EL ÚLTIMO PUESTO
“Charles de Foucauld, era un noble vizconde.
Por sus venas corría sangre noble y acostumbrada al mando. Se formó en una
academia militar, llegó a ser oficial del ejército francés, y a la edad de 25
años, se embarcó en lo que entonces era una empresa muy peligrosa: la
exploración de Marruecos, expedición hasta ese momento nunca emprendida por
extranjero y cristiano jamás.
Sin embargo, este
soldado y aventurero, y apóstata desde sus años de colegio, habiéndose
enamorado de Cristo con la fuerza de un San Francisco, buscó en el Evangelio su
personalidad, su carácter, su vida.
Es raro encontrar
un hombre más apasionadamente empeñado en descubrir los detalles de la vida de
Jesús para imitar su actitud, sus gestos y sus intensiones ocultas.
Pues bien: en esta
búsqueda amorosa, hecha para encontrar materia de imitación fiel y viva,
Charles de Foucauld se asombra sobre todo de una cosa: Jesús es un pobre y un
obrero.
Nadie puede
contradecir este hecho.

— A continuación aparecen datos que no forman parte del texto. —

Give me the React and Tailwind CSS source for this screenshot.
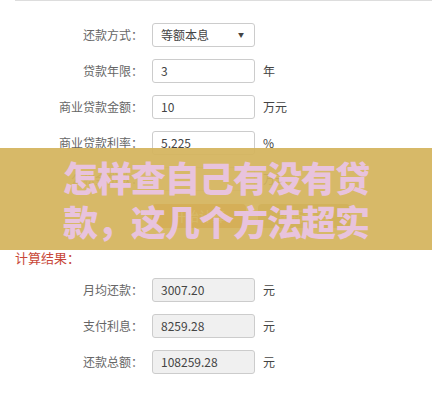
import React from 'react';

const font = { fontFamily: '"Noto Sans CJK SC", "Liberation Sans", sans-serif' };

const Row = ({ label, value, unit, readOnly, select }) => (
  <div className="flex items-center h-[23px]">
    <span className="w-[145px] text-right text-[12px] text-[#666] pr-[2px]">{label}</span>
    <div
      className={`ml-[7px] w-[103px] h-[24px] border border-[#ccc] rounded-[3px] flex items-center px-[8px] text-[12px] text-[#444] ${
        readOnly ? 'bg-[#f0f0f0]' : 'bg-white'
      }`}
    >
      <span className="flex-1">{value}</span>
      {select && <span className="text-[6px] text-[#444] mr-[2px]">▼</span>}
    </div>
    {unit && <span className="ml-[8px] text-[12px] text-[#444]">{unit}</span>}
  </div>
);

export default function App() {
  return (
    <div className="relative w-[432px] h-[400px] bg-white overflow-hidden" style={font}>
      <div className="ml-[15px] border-t border-[#ddd]" />

      <div className="flex flex-col gap-[13px] pt-[22px]">
        <Row label="还款方式：" value="等额本息" select />
        <Row label="贷款年限：" value="3" unit="年" />
        <Row label="商业贷款金额：" value="10" unit="万元" />
        <Row label="商业贷款利率：" value="5.225" unit="%" />
        <Row label="公积金贷款：" value="" unit="万元" />
      </div>

      <div className="flex gap-[12px] ml-[152px] mt-[14px]">
        <div className="w-[94px] h-[24px] rounded-[4px] bg-[#d9741c] text-white text-[13px] flex items-center justify-center">
          开始计算
        </div>
        <div className="w-[92px] h-[24px] rounded-[4px] bg-[#b79a4c] text-white text-[13px] flex items-center justify-center">
          重新计算
        </div>
      </div>

      <div className="ml-[15px] mt-[20px] text-[13px] text-[#c8483a]">计算结果：</div>

      <div className="flex flex-col gap-[13px] mt-[11px]">
        <Row label="月均还款：" value="3007.20" unit="元" readOnly />
        <Row label="支付利息：" value="8259.28" unit="元" readOnly />
        <Row label="还款总额：" value="108259.28" unit="元" readOnly />
      </div>

      <div className="absolute left-0 right-0 top-[148px] h-[102px] bg-[#d4b45c]/[0.93] flex flex-col items-center justify-center">
        <div className="text-[35px] font-black leading-[44px] text-[#e8c3dd] tracking-[-1px] text-center">
          怎样查自己有没有贷
          <br />
          款，这几个方法超实
        </div>
      </div>
    </div>
  );
}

El Hijo de Dios, que libremente podía escoger, lo que
no ocurre con ningún otro, escogió no sólo una madre y un pueblo, sino una
situación social, y quiso ser un asalariado.
Y lo que
principalmente conmovió a este noble convertido fue precisamente esta
determinación voluntaria de Jesús de perderse en una aldea anónima de Oriente
Medio, de anonadarse en la monotonía cotidiana de treinta años de trabajo rudo
y miserable, de desaparecer de la sociedad “que cuenta”, para morir en un
anonimato total.
Y se puso a buscar
apasionadamente las intensiones que guiaron al divino Maestro en la elección de
su vida, de toda su vida.
Y no tardó en
prorrumpir en aquella exclamación que, en el fondo, será la guía ascética de la
vida del gran explorador de Marruecos y del místico sahariano: “Jesús buscó el
último puesto de tal manera que puede difícilmente podrá quitárselo nadie”.
Nazaret era el
último puesto: el puesto de los pobres, de los anónimos, de los que no cuentan,
de la masa de los obreros, de los hombres plegados a las duras exigencias del
trabajo por un poco de pan.
El “Santo de Dios”
realiza su santidad con una vida no extraordinaria, sino impregnada toda ella
de cosas ordinarias, de trabajo, de vida familiar y social, con actividades
oscuras y sencillas, compartidas por todos”.